Thomas Wrede (aus Letmathe in Deutschland) zeigt keine Lebewesen, sondern dokumentiert Tierspuren. Er fotografiert Unfallspuren - Staubabdrücke von Vögeln, die beim Aufprall auf Fensterscheiben entstanden. Einige der Spuren lassen noch die Dynamik der Flugbewegung erkennen, andere wirken wie abstrakte Zeichnungen, die den Vogel nur noch erahnen lassen.
Ferdinand Ullrich erklärt dazu, er habe selbst mit dem Künstler gesprochen und sich versichern lassen, dass es garaniert keine "arrangierten" Unfälle seien. Wrede seinerseits möchte die Fotodokumentation dieser unglücklichen Vögel fortführen und bitte die Bürger, ihn nach einem echten Vogelunfall anzurufen, damit er von den Unfallspuren Fotos machen könne.
Mein Tip: Liebe Leute - klebt schleunigst Abziehbildchen auf große Glasscheiben um keine Unfalle zu provozieren!

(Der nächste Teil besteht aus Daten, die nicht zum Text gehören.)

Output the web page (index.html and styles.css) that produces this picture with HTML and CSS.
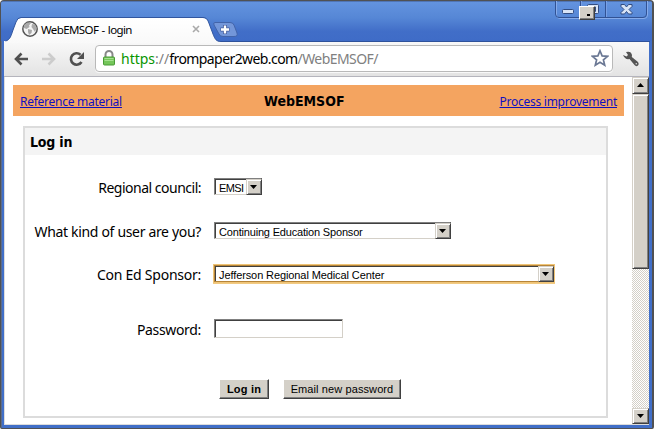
FILE: index.html
```html
<!DOCTYPE html>
<html lang="en">
<head>
<meta charset="utf-8">
<title>WebEMSOF - login</title>
<link rel="stylesheet" href="styles.css">
</head>
<body>
<div class="window">
  <header class="tabstrip">
    <div class="tab">
      <svg class="tab-shape" width="650" height="26" viewBox="0 0 650 26">
        <defs><linearGradient id="tabfill" x1="0" y1="0" x2="0" y2="1"><stop offset="0" stop-color="#fff"/><stop offset="1" stop-color="#f9f9f9"/></linearGradient></defs>
        <path d="M210 24.500H646" stroke="#2f529b" fill="none"/>
        <path d="M1.500 26V24C6 23 7 19 9 13L12 5Q13.500 1 17 1H199Q203 1 204.500 5L209 17C211 22 212 24.500 217 24.500V26Z" fill="url(#tabfill)"/>
        <path d="M1.500 24C6 23 7 19 9 13L12 5Q13.500 .500 17 .500H199Q203 .500 204.500 5L209 17C211 22 212 24.500 217 24.500" fill="none" stroke="#31569f"/>
        <path d="M211 5.500H226Q229 5.500 230 8L233 16Q234 19.500 230 19.500H219Q216 19.500 215 17L210 8Q209 5.500 211 5.500Z" fill="#7396d9" stroke="#4264aa"/>
        <path d="M221 8v9M216.500 12.500h9" stroke="#40599a" stroke-width="4"/>
        <path d="M221 8.500v8M217 12.500h8" stroke="#fff" stroke-width="2.400"/>
      </svg>
      <svg class="globe" width="18" height="18" viewBox="0 0 18 18"><circle cx="9" cy="9" r="7.200" fill="#f4f4f4" stroke="#555" stroke-width="1.500"/><path d="M3 5L6 2.500L10 3L8 5.500L8.500 7L5.500 9L3 8ZM7 9L11 10L10.500 13L8 15L7 12ZM11 4L14 4.500L15.500 8L14 12L12 9L10.500 7Z" fill="#aaa"/></svg>
      <span class="tab-title">WebEMSOF - login</span>
      <svg class="tab-close" width="8" height="8" viewBox="0 0 8 8"><path d="M1 1l6 6M7 1L1 7" stroke="#aaa" stroke-width="1.600"/></svg>
    </div>
    <svg class="controls" width="94" height="20" viewBox="0 0 94 20">
      <path d="M1.500 0V14Q1.500 17.500 5 17.500H89Q92.500 17.500 92.500 14V0" fill="none" stroke="#86abea"/>
      <path d="M.500 0V13Q.500 16.500 4 16.500H88Q91.500 16.500 91.500 13V0M25.500 0V16M50.500 0V16" fill="none" stroke="#315294"/>
      <path d="M26.500 0V16M51.500 0V16" stroke="#78a0e5"/>
      <rect x="7.500" y="8.500" width="11" height="4" rx="1" fill="#d8e4f6" stroke="#324d82"/>
      <rect x="32.500" y="3.500" width="11" height="9" rx="1" fill="#d8e4f6" stroke="#324d82"/><path d="M37 6h3.500v4.500h-2" fill="none" stroke="#324d82"/>
      <path d="M66 3.500h3.500l2 2.500l2-2.500H77v2l-3 3l3 3v1.500h-3.500l-2-2.500l-2 2.500H66v-1.500l3-3l-3-3Z" fill="#d8e4f6" stroke="#324d82"/>
    </svg>
    <span class="drag-chip"></span>
  </header>

  <nav class="toolbar">
    <svg width="90" height="34" viewBox="0 0 90 34">
      <path d="M24 17H12M17.500 11.500L12 17L17.500 22.500" fill="none" stroke="#505050" stroke-width="2.600"/>
      <path d="M38 17H50M44.500 11.500L50 17L44.500 22.500" fill="none" stroke="#ccc" stroke-width="2.600"/>
      <path d="M77.500 20A5.700 5.700 0 1 1 76.500 12.800" fill="none" stroke="#505050" stroke-width="2.600"/><path d="M80 10v7h-7Z" fill="#505050"/>
    </svg>
    <div class="address">
      <svg width="14" height="18" viewBox="0 0 14 18"><path d="M3.500 9V5.500a3.500 3.500 0 0 1 7 0V9" fill="none" stroke="#888" stroke-width="2"/><rect x="1.500" y="8" width="11" height="8" rx="1" fill="#75c65a" stroke="#489b35"/><path d="M2.500 9.500h9M2.500 11.500h9" stroke="#a6e190"/></svg>
      <span class="url"><span class="protocol"><span class="scheme">https</span><span class="dim">://</span></span>frompaper2web.com<span class="dim">/WebEMSOF/</span></span>
      <svg class="star" width="18" height="18" viewBox="0 0 18 18"><path d="M9 1.800L11.100 6.900L16.500 7.300L12.400 10.800L13.700 16.200L9 13.300L4.300 16.200L5.600 10.800L1.500 7.300L6.900 6.900Z" fill="#fff" stroke="#6b7894" stroke-width="1.700"/></svg>
    </div>
    <svg class="wrench" width="18" height="18" viewBox="0 0 18 18"><path d="M4 2Q9 .500 10 5L9.800 7L16 12Q17.500 14 16 15.500Q14 17 12.500 15L7.500 9Q3 10 1 5L4.500 6.500L6 5Z" fill="#555"/><circle cx="14.300" cy="13.800" r=".8" fill="#ddd"/></svg>
  </nav>

  <div class="viewport">
    <main class="page">
      <div class="banner">
        <a class="ref" href="#">Reference material</a>
        <h1>WebEMSOF</h1>
        <a class="imp" href="#">Process improvement</a>
      </div>
      <section class="panel">
        <h2>Log in</h2>
        <form class="form">
          <label class="tight">Regional council:</label>
          <div class="select s1"><span>EMSI</span><i class="drop"></i></div>
          <label>What kind of user are you?</label>
          <div class="select s2"><span>Continuing Education Sponsor</span><i class="drop"></i></div>
          <label class="loose">Con Ed Sponsor:</label>
          <div class="select s3 focused"><span>Jefferson Regional Medical Center</span><i class="drop"></i></div>
          <label>Password:</label>
          <input class="password" type="password">
          <div class="actions"><button class="login" type="button">Log in</button><button class="email" type="button">Email new password</button></div>
        </form>
      </section>
    </main>
    <aside class="scrollbar"><i class="bevel up"></i><i class="bevel thumb"></i><i class="track"></i><i class="bevel down"></i></aside>
  </div>
</div>
</body>
</html>
```
FILE: styles.css
```css
* { box-sizing: border-box; }
body { margin: 0; background: #fff; overflow: hidden; font-family: "Noto Sans", sans-serif; color: #000; }
.window { width: 654px; height: 429px; border: 1px solid #505153; border-right-width: 2px; border-radius: 4px 4px 2px 2px; background: #416fc8; overflow: hidden; padding: 0 3px; box-shadow: inset 1px 0 #5a6c8e; }
.tabstrip { position: relative; height: 40px; margin: 0 -3px; background: linear-gradient(#6393df, #5687d6 40%, #416ec8 75%, #3f6cc7); border-top: 1px solid #5075b5; }
.tab { display: flex; align-items: center; height: 26px; margin-left: 3px; padding: 0 0 0 17px; position: relative; top: 15px; }
.tab-shape { position: absolute; left: 0; top: 0; }
.globe { position: relative; top: -1px; }
.tab-title { position: relative; top: -1px; margin-left: 2px; font-size: 11.500px; letter-spacing: -.6px; word-spacing: .8px; width: 151px; white-space: nowrap; }
.tab-close { position: relative; top: -1px; }
.controls { position: absolute; left: 554px; top: -1px; }
.drag-chip { position: absolute; left: 578px; top: 4px; width: 16px; height: 14px; background: #d4d0c8; border: 1px solid; border-color: #fff #404040 #404040 #fff; box-shadow: inset -1px -1px #808080; }
.drag-chip::after { content: ""; position: absolute; left: 7px; top: 7px; width: 3px; height: 2px; background: #000; }
.toolbar { display: flex; align-items: center; height: 36px; background: linear-gradient(#f9f9f9, #e3e3e3); border-bottom: 1px solid #b5b5bd; }
.address { display: flex; align-items: center; margin-left: 1px; margin-top: -1px; width: 518px; height: 27px; background: #fff; border: 1px solid #b9b9b9; border-radius: 4px; padding-left: 6px; box-shadow: 0 1px #f8f8f8; }
.url { margin-left: 5px; flex: 1; white-space: nowrap; font-size: 14px; letter-spacing: -.58px; }
.protocol { letter-spacing: 0; }
.scheme { color: #079500; }
.dim { color: #808080; }
.star { margin-right: 3px; }
.wrench { margin-left: 9px; }
.viewport { display: flex; height: 348px; background: #fff; border-left: 1px solid #ddd; border-bottom: 1px solid #dcdcdc; }
.page { flex: 1; padding: 8px 8px 0; }
.banner { display: grid; grid-template-columns: 244px auto 1fr; align-items: center; height: 31px; background: #f4a460; padding: 1px 7px 0; }
.banner a { font-size: 12px; color: #1010c0; text-decoration: underline; letter-spacing: -.26px; }
.banner .imp { justify-self: end; }
h1, h2 { margin: 0; font-family: "DejaVu Sans Condensed", "DejaVu Sans", sans-serif; font-size: 14px; font-weight: bold; }
.panel { margin: 10px 16px 0 10px; height: 292px; border: 2px solid #dcdcdc; }
h2 { height: 27px; line-height: 28px; background: #f4f4f4; padding-left: 5px; letter-spacing: -.2px; }
.form { display: grid; grid-template-columns: 177px 1fr; grid-template-rows: 43px 45px 41px 69px 52px; column-gap: 12px; padding-top: 10px; align-items: center; }
label { text-align: right; font-size: 14px; letter-spacing: -.33px; padding: 2px 1px 0 0; white-space: nowrap; }
label.tight { letter-spacing: -.5px; }
label.loose { letter-spacing: -.25px; }
.select { display: flex; justify-content: space-between; height: 17px; width: 48px; background: #fff; border: 1px solid; border-color: #808080 #404040 #d4d0c8 #808080; box-shadow: inset 1px 1px #404040; font: 11px/16px "Liberation Sans", Arial, sans-serif; letter-spacing: -.18px; padding: 1px 0 0 4px; white-space: nowrap; }
.s1 { letter-spacing: -.6px; }
.s2 { width: 237px; }
.s3 { width: 340px; letter-spacing: -.1px; }
.focused { border-color: #b78539; box-shadow: inset 1px 1px #404040, 0 0 0 1px #efc477, 0 1px 0 1px #f2ca82; }
.drop, .bevel { position: relative; display: block; background: #d4d0c8; border: 1px solid; border-color: #d4d0c8 #404040 #404040 #d4d0c8; box-shadow: inset 1px 1px #fff, inset -1px -1px #808080; }
.drop { width: 16px; height: 16px; margin: -1px -1px 0 0; flex: none; }
.drop::after, .up::after, .down::after { content: ""; position: absolute; left: 3px; top: 5px; width: 7px; height: 4px; background: #000; clip-path: polygon(0 0, 100% 0, 50% 100%); }
.password { width: 129px; height: 19px; border: 1px solid; border-color: #808080 #d4d0c8 #d4d0c8 #808080; box-shadow: inset 1px 1px #404040; background: #fff; padding: 0; }
.actions { grid-column: 2; display: flex; gap: 14px; padding-left: 5px; }
button { height: 20px; width: 50px; padding: 0; border: 1px solid; border-color: #fff #404040 #404040 #fff; background: #d4d0c8; box-shadow: inset -1px -1px #808080; color: #000; font: 11px "Liberation Sans", Arial, sans-serif; white-space: nowrap; }
.login { font-weight: bold; letter-spacing: .2px; }
.email { width: 118px; letter-spacing: .1px; }
.scrollbar { width: 17px; display: flex; flex-direction: column; }
.bevel { height: 17px; }
.up::after { left: 4px; clip-path: polygon(50% 0, 100% 100%, 0 100%); }
.down::after { left: 4px; }
.thumb { height: 175px; }
.down { height: 16px; }
.track { flex: 1; background: repeating-conic-gradient(#d4d0c8 0 25%, #fff 0 50%) 0 0 / 2px 2px; }
```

Insgesamt präsentieren die Ausstellungsmacher auf drei Etagen eine abgerundete Schau, die in der Sache in die Tiefe geht. Die Ausstellung ist sowohl für Tierfreunde geeignet, als auch für Hobbyfotografen, die neue Anregungen suchen, wie man das Medium Foto künstlerisch einsetzen kann.